Título: A duvidosa eficiência da injeção de liquidez do Fed
Autor:
Fonte: Valor Econômico, 05/11/2010, Opinião, p. A14

Não foi surpresa a decisão do Federal Reserve Open Market Committee (Fomc, o comitê de política monetária do Fed, banco central americano) de lançar um novo programa de compra de títulos em circulação para injetar liquidez nos mercados e tentar estimular a letárgica economia dos EUA. Resta agora aos outros países, especialmente os emergentes como o Brasil, monitorarem os efeitos que a deliberação terá no desequilíbrio cambial e na guerra comercial globais.

A vitória dos republicanos nas eleições legislativas americanas que acabam de ocorrer, além de representar uma derrota histórica para os democratas, deixou o presidente Barack Obama praticamente sem outros instrumentos para estimular a economia que não sejam os de política monetária. Os republicanos defendem o conservadorismo fiscal, o corte de gastos e a menor interferência do Estado na economia.

Desde o encontro de presidentes de bancos centrais em Jackson Hole, Wyoming, em setembro, o presidente do Fed, Ben Bernanke, já havia acenado com a possibilidade de retomar as compras de títulos. Bernanke revelou que, com os juros perto de zero, o Fomc tinha que recorrer a outros instrumentos para estimular a economia, entre os quais ressaltou três: injetar mais liquidez com a compra de títulos, mudar o padrão de comunicação para induzir os movimentos do mercado e reduzir os juros sobre os excedentes de reservas bancárias.

Quando a crise eclodiu, em 2007, a primeira resposta do Fed foi baixar o juro básico americano que estava em 5,25%. No fim de 2008, a taxa já estava entre zero e 0,25%. Mas o corte do juro foi insuficiente e o Fed foi obrigado a aderir às injeções de liquidez, por meio da compra de títulos, também chamadas de afrouxamento monetário, política seguida também por muitos outros países, inclusive o Brasil. O Banco da Inglaterra, por exemplo, confirmou ontem a manutenção do seu programa de compra de ativos de 200 bilhões de libras. O membro do comitê de política monetária do Banco da Inglaterra, Adam Poser, é um dos ardorosos defensores das compras em larga escala de títulos do mercado. Para Poser, "mudar as taxas das reservas bancárias e manter os juros baixos podem ajudar na margem, mas não têm o mesmo impacto das grandes compras de títulos".

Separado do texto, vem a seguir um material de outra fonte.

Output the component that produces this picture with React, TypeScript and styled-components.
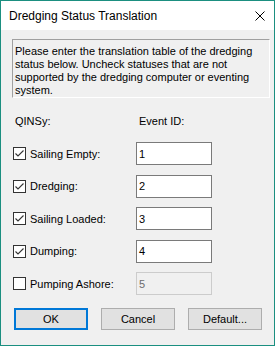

O primeiro programa americano de compra de títulos foi gigante. Envolveu US$ 1,75 trilhão, mas terminou no primeiro semestre, sem resultados significativos na economia. Como está no comunicado do Fomc, a recuperação da produção e do emprego está "desapontadoramente lenta". O desemprego continua elevado, em 9,6%. Depois de ter crescido 5% no quarto trimestre de 2009, o Produto Interno Bruto (PIB) aumentou 3,7% no primeiro trimestre deste ano, 1,7% no segundo e 2% agora no terceiro.

Mesmo com os juros baixos, os consumidores hesitam em comprar por causa do temor do desemprego e das pesadas dívidas ainda não digeridas. Pelos mesmos motivos, os bancos evitam ampliar o crédito.

No novo programa anunciado nesta semana, o Fomc se dispôs a comprar US$ 600 bilhões em títulos do Tesouro, preferencialmente de longo prazo, em operações mensais de US$ 75 bilhões, até o fim do primeiro semestre. Além disso, o Fomc manteve a política de canalizar para a compra de novos títulos os recursos recebidos na liquidação dos papéis de aquisições anteriores, o que pode somar mais US$ 300 bilhões.

Dos onze membros do Fomc, apenas votou contra a injeção de liquidez o presidente do Fed do Kansas, Thomas Hoening. Para ele, os riscos de novas compras de títulos superam os benefícios. Hoening receia que a excessiva acomodação monetária aumente a probabilidade de desequilíbrios financeiros futuros e a expectativa de inflação de longo prazo, que podem desestabilizar a economia.

Se há dúvidas a respeito da eficiência dos resultados dos programas de compra de títulos, é indiscutível o impacto negativo que essa maciça injeção de liquidez está tendo nos mercados globais. A compra de títulos cria volumosos fluxos de capital que buscam melhor retorno em mercados emergentes, contribuindo para o desequilíbrio cambial. Países cobiçados por esses capitais, como o Brasil, têm a moeda valorizada e a competitividade prejudicada nas relações comerciais. Como resultado, crescem os déficits em conta corrente.

Tudo isso será um prato cheio nos debates da reunião dos presidentes do G-20, que ocorrerá na próxima semana, em Seul, na Coreia do Sul. Mas vai se frustrar quem esperar uma solução.